Ma c’è un ultimo punto, fondamentale, lasciato volutamente alla fine, che riesce a prendere tutta questa varietà, fasciarla e renderla una sola unica strada: paradossalmente Into the Breach non lascia NULLA al caso, azzerando completamente il fattore sfortuna. Ogni danno, ogni punto vita, ogni obiettivo dei nemici, ogni statistica è sempre li, ben visibile, e non cambia mai a caso. Non esiste la precisione, i colpi andranno sempre a segno e faranno sempre la quantità di danni stampata.

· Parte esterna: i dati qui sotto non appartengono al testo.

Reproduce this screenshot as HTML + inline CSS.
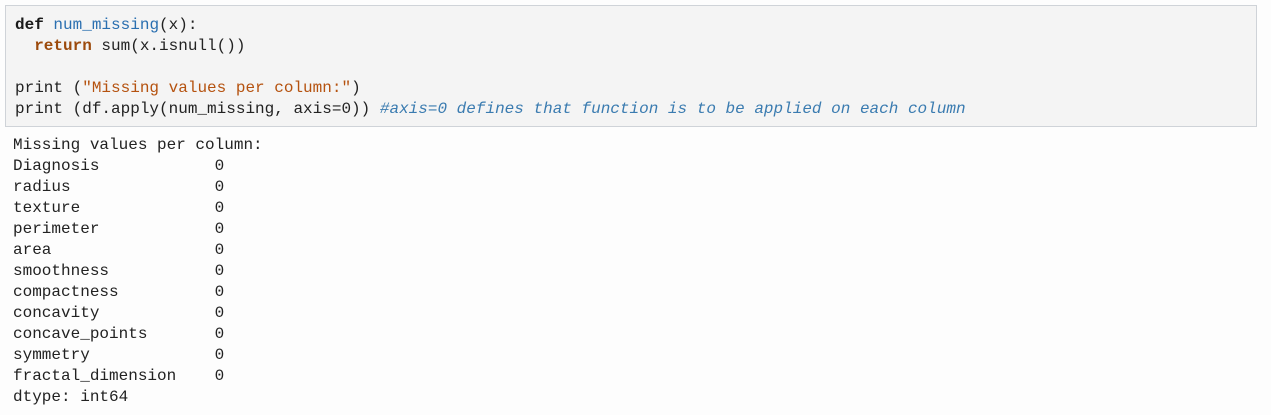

Se ci sono effetti passivi che si applicano su di noi o sui nemici sono sempre segnalati tramite apposite icone facilmente consultabili. Pianificare una strategia ad ogni turno, spesso contro un numero di nemici molto alto, è solo questione di studio della situazione e di pensiero laterale, fattore determinante nella creazione di tattiche volte a sfruttare ogni singola particolarità della mappa sulla quale siamo, quella mappa totalmente unica eppure leggibilissima. Non è possibile trovare modi alternativi di spiegare questo concetto. Into the Breach è molto vario ma anche perfetto nella sua precisione, garantendo il successo di chi conosce tutti gli aspetti del gioco.

Aspetti tecnici e conclusioni


A livello visivo e sonoro, infine, Into the Breach si comporta benissimo. Gli effetti sonori di mech e alieni sono ottimi e visivamente il gioco gode di una pixel art chiara e caratterizzata. Aggettivi questi che possono benissimo descrivere il titolo nella sua interezza, e che ad oggi risulta assolutamente un must have per ogni amante degli strategici che, grazie anche al supporto alle mod e ad una community ancora attivissima in tal senso, potrà godere di una variabilità e di una precisione uniche nel loro genere, per un titolo che sui suoi punti di forza non ha davvero alcun rivale.